It sounds like something left over from an old “Mad Men” script, depicting the way American business leaders worked in the 1950’s.

So why does the $900 billion coronavirus relief package passed by Congress on Monday night and sure to be signed by President Trump, contain a tax deduction provision specifically aimed at encouraging pricey dining by business executives?

Republicans who supported the idea say doubling an existing provision that allowed a tax break for only half the cost of such meals will significantly help restaurants and their workers.

“President Trump has for months talked about securing the deduction,” says the Washington Post, “as a way to revive the restaurant industry badly battered by the pandemic,”

But will it, really? Restauranteurs say no.

What the relief package does not contain, critics say, is what restaurants need most: cash, now, just to stay afloat.

The deduction, which will cost taxpayers more than $6 billion in the next three years, “has been derided by economists, Democrats, and even the staunchly conservative Wall Street Journal op-ed page as politically tone deaf, given the millions of sick and out-of-work Americans,” the Reuters news agency reports.

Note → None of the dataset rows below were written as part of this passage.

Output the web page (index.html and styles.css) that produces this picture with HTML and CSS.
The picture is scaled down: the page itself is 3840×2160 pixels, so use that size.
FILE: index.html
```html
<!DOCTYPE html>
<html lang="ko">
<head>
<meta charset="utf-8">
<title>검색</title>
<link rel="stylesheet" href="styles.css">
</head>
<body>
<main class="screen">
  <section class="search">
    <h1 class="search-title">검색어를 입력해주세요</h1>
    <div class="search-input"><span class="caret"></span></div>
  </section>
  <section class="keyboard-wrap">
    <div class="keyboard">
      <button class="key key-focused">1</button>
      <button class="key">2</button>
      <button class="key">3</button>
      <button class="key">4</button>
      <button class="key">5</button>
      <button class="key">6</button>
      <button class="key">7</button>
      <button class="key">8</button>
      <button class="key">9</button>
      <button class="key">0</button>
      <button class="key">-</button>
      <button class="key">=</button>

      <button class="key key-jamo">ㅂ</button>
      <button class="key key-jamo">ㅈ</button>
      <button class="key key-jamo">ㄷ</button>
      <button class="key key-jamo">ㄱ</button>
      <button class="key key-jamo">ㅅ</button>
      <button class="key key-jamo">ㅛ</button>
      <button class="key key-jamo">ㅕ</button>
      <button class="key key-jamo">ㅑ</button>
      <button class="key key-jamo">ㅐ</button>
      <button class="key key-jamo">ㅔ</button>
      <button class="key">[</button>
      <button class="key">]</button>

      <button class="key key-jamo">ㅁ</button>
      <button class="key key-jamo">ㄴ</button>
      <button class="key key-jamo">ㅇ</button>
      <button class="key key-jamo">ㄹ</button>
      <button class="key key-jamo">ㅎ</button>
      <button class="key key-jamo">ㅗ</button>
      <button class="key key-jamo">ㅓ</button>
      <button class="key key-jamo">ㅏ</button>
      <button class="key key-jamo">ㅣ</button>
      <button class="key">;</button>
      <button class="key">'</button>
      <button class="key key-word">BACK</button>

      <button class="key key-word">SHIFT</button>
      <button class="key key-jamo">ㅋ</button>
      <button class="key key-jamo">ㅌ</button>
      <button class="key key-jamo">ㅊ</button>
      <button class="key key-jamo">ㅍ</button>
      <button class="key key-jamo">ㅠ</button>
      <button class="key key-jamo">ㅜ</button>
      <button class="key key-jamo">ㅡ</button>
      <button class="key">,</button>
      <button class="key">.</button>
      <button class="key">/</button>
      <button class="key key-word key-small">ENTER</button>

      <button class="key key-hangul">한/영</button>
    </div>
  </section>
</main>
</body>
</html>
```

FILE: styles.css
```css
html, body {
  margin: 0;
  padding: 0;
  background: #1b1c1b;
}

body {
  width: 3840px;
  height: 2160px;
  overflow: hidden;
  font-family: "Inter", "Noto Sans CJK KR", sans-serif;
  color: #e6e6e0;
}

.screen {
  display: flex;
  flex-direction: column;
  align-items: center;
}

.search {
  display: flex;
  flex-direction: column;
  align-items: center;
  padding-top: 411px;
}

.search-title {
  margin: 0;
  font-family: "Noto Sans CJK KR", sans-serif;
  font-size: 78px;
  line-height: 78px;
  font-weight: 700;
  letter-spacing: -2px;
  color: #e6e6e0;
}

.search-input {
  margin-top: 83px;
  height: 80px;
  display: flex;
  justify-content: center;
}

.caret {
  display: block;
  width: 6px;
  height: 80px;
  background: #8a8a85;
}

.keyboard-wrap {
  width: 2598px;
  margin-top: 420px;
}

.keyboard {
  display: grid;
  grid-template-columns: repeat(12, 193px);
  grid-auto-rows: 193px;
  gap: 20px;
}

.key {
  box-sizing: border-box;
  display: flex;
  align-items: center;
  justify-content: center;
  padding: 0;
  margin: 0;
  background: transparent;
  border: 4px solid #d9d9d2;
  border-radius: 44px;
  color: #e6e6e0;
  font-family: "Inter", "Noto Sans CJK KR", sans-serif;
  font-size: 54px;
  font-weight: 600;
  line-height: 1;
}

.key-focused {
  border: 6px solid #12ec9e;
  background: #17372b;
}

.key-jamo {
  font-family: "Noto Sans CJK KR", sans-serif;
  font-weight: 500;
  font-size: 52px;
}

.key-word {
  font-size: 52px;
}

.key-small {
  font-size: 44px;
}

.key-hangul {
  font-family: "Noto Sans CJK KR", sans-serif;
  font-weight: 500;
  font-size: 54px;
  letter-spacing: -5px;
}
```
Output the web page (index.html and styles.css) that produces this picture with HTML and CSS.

Except for the big chains with drive-thru pickup and delivery, the Covid-19 pandemic has crushed American restaurants, large and small. Most of those who’ve managed to survive so far are struggling, with many of their workers laid off or terminated, adding to the nation’s economic crisis.

Restaurants lost 17,400 jobs in November alone, reports NBC New York.

Republicans are nickel-and-diming benefits for jobless workers, while at the same time pushing for tax breaks for three-martini power lunches,” Sen. Ron Wyden (D-OR), the ranking Democrat on the Finance Committee, said this week.

It’s unconscionable.”

And ironic. The restaurant business won’t recover until the end or next year or 2022, which is when the deduction runs out.